*Information supplied*
— start —

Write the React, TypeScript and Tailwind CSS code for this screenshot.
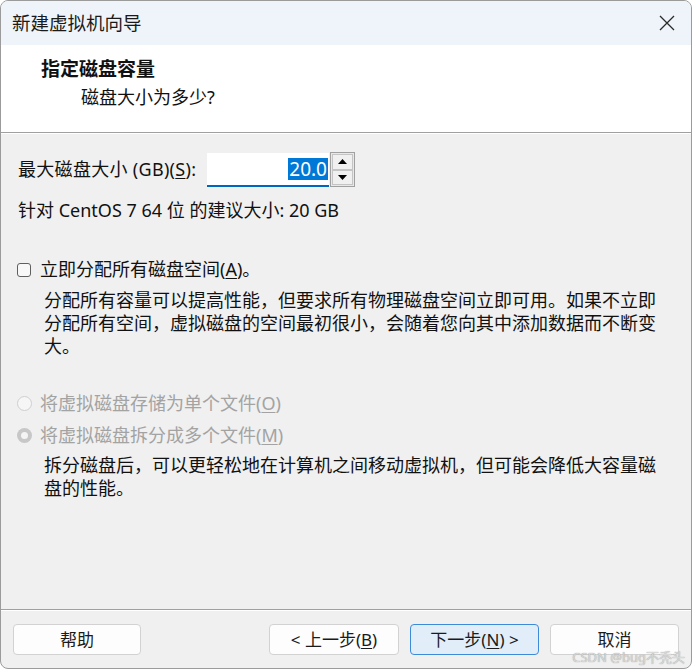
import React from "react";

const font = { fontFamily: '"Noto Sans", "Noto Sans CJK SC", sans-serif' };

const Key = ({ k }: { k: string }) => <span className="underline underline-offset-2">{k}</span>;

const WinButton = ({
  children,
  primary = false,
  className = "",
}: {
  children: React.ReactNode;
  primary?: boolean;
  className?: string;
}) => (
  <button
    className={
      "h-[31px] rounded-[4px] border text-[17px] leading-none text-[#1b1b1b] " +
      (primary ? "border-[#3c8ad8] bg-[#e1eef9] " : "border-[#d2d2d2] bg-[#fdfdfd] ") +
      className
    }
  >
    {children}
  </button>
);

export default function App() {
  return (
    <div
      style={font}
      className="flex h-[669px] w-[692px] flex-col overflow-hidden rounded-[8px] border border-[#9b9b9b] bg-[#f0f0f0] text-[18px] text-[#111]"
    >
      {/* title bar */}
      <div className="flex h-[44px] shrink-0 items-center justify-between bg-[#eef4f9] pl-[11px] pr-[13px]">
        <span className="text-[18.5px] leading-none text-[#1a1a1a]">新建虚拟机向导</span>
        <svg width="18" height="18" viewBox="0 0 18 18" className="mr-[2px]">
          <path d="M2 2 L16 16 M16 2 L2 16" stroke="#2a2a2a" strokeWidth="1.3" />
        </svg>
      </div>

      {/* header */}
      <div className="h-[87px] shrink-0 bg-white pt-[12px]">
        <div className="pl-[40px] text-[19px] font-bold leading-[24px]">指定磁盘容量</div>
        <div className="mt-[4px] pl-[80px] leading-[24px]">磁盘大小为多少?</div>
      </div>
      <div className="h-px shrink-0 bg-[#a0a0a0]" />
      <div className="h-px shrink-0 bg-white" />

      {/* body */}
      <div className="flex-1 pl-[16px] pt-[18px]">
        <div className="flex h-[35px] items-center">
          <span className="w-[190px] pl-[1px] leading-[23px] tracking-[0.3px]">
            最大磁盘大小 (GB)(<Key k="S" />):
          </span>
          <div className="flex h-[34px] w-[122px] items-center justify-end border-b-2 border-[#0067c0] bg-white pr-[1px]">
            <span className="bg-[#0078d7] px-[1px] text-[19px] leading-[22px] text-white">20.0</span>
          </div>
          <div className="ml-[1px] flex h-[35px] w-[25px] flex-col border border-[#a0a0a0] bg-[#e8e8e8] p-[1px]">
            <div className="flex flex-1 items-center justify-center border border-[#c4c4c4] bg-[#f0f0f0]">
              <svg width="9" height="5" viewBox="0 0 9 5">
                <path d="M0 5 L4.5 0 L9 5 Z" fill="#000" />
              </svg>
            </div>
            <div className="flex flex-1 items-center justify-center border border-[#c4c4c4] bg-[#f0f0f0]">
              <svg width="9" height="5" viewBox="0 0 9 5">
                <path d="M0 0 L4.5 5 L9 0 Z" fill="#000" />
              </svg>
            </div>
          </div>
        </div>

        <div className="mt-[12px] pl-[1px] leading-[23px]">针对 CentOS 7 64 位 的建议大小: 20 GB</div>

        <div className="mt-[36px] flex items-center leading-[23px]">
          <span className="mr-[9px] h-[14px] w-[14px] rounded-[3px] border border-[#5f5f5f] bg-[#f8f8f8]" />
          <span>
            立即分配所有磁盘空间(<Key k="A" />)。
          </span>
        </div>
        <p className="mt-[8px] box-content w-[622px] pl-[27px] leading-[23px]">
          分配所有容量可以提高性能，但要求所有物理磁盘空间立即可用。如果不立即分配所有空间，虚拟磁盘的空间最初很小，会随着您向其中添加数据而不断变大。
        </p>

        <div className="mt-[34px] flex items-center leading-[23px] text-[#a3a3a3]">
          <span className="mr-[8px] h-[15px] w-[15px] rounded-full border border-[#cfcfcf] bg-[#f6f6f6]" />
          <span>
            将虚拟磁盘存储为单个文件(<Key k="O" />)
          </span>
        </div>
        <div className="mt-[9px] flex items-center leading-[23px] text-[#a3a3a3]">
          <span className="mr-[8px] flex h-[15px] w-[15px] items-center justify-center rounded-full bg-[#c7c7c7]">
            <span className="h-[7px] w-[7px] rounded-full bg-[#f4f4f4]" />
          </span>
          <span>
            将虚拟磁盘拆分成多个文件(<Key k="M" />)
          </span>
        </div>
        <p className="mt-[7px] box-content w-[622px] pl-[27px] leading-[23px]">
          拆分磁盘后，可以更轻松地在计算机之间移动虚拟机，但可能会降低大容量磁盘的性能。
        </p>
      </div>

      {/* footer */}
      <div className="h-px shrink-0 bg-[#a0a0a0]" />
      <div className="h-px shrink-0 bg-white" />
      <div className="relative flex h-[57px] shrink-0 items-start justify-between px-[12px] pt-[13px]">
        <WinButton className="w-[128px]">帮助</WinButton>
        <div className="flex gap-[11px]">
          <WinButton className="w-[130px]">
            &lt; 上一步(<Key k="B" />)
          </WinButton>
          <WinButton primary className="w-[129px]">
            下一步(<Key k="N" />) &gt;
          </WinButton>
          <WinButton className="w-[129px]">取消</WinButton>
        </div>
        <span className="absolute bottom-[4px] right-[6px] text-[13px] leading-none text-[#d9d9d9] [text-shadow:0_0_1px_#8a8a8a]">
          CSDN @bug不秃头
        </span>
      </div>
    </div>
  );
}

— end —

*Exercise aim*
Give back the whole listing as it stands, minus its pictures.

*Reply to the task*
Write the React, TypeScript and Tailwind CSS code for this screenshot.
import React from "react";

const font = { fontFamily: '"Noto Sans", "Noto Sans CJK SC", sans-serif' };

const Key = ({ k }: { k: string }) => <span className="underline underline-offset-2">{k}</span>;

const WinButton = ({
  children,
  primary = false,
  className = "",
}: {
  children: React.ReactNode;
  primary?: boolean;
  className?: string;
}) => (
  <button
    className={
      "h-[31px] rounded-[4px] border text-[17px] leading-none text-[#1b1b1b] " +
      (primary ? "border-[#3c8ad8] bg-[#e1eef9] " : "border-[#d2d2d2] bg-[#fdfdfd] ") +
      className
    }
  >
    {children}
  </button>
);

export default function App() {
  return (
    <div
      style={font}
      className="flex h-[669px] w-[692px] flex-col overflow-hidden rounded-[8px] border border-[#9b9b9b] bg-[#f0f0f0] text-[18px] text-[#111]"
    >
      {/* title bar */}
      <div className="flex h-[44px] shrink-0 items-center justify-between bg-[#eef4f9] pl-[11px] pr-[13px]">
        <span className="text-[18.5px] leading-none text-[#1a1a1a]">新建虚拟机向导</span>
        <svg width="18" height="18" viewBox="0 0 18 18" className="mr-[2px]">
          <path d="M2 2 L16 16 M16 2 L2 16" stroke="#2a2a2a" strokeWidth="1.3" />
        </svg>
      </div>

      {/* header */}
      <div className="h-[87px] shrink-0 bg-white pt-[12px]">
        <div className="pl-[40px] text-[19px] font-bold leading-[24px]">指定磁盘容量</div>
        <div className="mt-[4px] pl-[80px] leading-[24px]">磁盘大小为多少?</div>
      </div>
      <div className="h-px shrink-0 bg-[#a0a0a0]" />
      <div className="h-px shrink-0 bg-white" />

      {/* body */}
      <div className="flex-1 pl-[16px] pt-[18px]">
        <div className="flex h-[35px] items-center">
          <span className="w-[190px] pl-[1px] leading-[23px] tracking-[0.3px]">
            最大磁盘大小 (GB)(<Key k="S" />):
          </span>
          <div className="flex h-[34px] w-[122px] items-center justify-end border-b-2 border-[#0067c0] bg-white pr-[1px]">
            <span className="bg-[#0078d7] px-[1px] text-[19px] leading-[22px] text-white">20.0</span>
          </div>
          <div className="ml-[1px] flex h-[35px] w-[25px] flex-col border border-[#a0a0a0] bg-[#e8e8e8] p-[1px]">
            <div className="flex flex-1 items-center justify-center border border-[#c4c4c4] bg-[#f0f0f0]">
              <svg width="9" height="5" viewBox="0 0 9 5">
                <path d="M0 5 L4.5 0 L9 5 Z" fill="#000" />
              </svg>
            </div>
            <div className="flex flex-1 items-center justify-center border border-[#c4c4c4] bg-[#f0f0f0]">
              <svg width="9" height="5" viewBox="0 0 9 5">
                <path d="M0 0 L4.5 5 L9 0 Z" fill="#000" />
              </svg>
            </div>
          </div>
        </div>

        <div className="mt-[12px] pl-[1px] leading-[23px]">针对 CentOS 7 64 位 的建议大小: 20 GB</div>

        <div className="mt-[36px] flex items-center leading-[23px]">
          <span className="mr-[9px] h-[14px] w-[14px] rounded-[3px] border border-[#5f5f5f] bg-[#f8f8f8]" />
          <span>
            立即分配所有磁盘空间(<Key k="A" />)。
          </span>
        </div>
        <p className="mt-[8px] box-content w-[622px] pl-[27px] leading-[23px]">
          分配所有容量可以提高性能，但要求所有物理磁盘空间立即可用。如果不立即分配所有空间，虚拟磁盘的空间最初很小，会随着您向其中添加数据而不断变大。
        </p>

        <div className="mt-[34px] flex items-center leading-[23px] text-[#a3a3a3]">
          <span className="mr-[8px] h-[15px] w-[15px] rounded-full border border-[#cfcfcf] bg-[#f6f6f6]" />
          <span>
            将虚拟磁盘存储为单个文件(<Key k="O" />)
          </span>
        </div>
        <div className="mt-[9px] flex items-center leading-[23px] text-[#a3a3a3]">
          <span className="mr-[8px] flex h-[15px] w-[15px] items-center justify-center rounded-full bg-[#c7c7c7]">
            <span className="h-[7px] w-[7px] rounded-full bg-[#f4f4f4]" />
          </span>
          <span>
            将虚拟磁盘拆分成多个文件(<Key k="M" />)
          </span>
        </div>
        <p className="mt-[7px] box-content w-[622px] pl-[27px] leading-[23px]">
          拆分磁盘后，可以更轻松地在计算机之间移动虚拟机，但可能会降低大容量磁盘的性能。
        </p>
      </div>

      {/* footer */}
      <div className="h-px shrink-0 bg-[#a0a0a0]" />
      <div className="h-px shrink-0 bg-white" />
      <div className="relative flex h-[57px] shrink-0 items-start justify-between px-[12px] pt-[13px]">
        <WinButton className="w-[128px]">帮助</WinButton>
        <div className="flex gap-[11px]">
          <WinButton className="w-[130px]">
            &lt; 上一步(<Key k="B" />)
          </WinButton>
          <WinButton primary className="w-[129px]">
            下一步(<Key k="N" />) &gt;
          </WinButton>
          <WinButton className="w-[129px]">取消</WinButton>
        </div>
        <span className="absolute bottom-[4px] right-[6px] text-[13px] leading-none text-[#d9d9d9] [text-shadow:0_0_1px_#8a8a8a]">
          CSDN @bug不秃头
        </span>
      </div>
    </div>
  );
}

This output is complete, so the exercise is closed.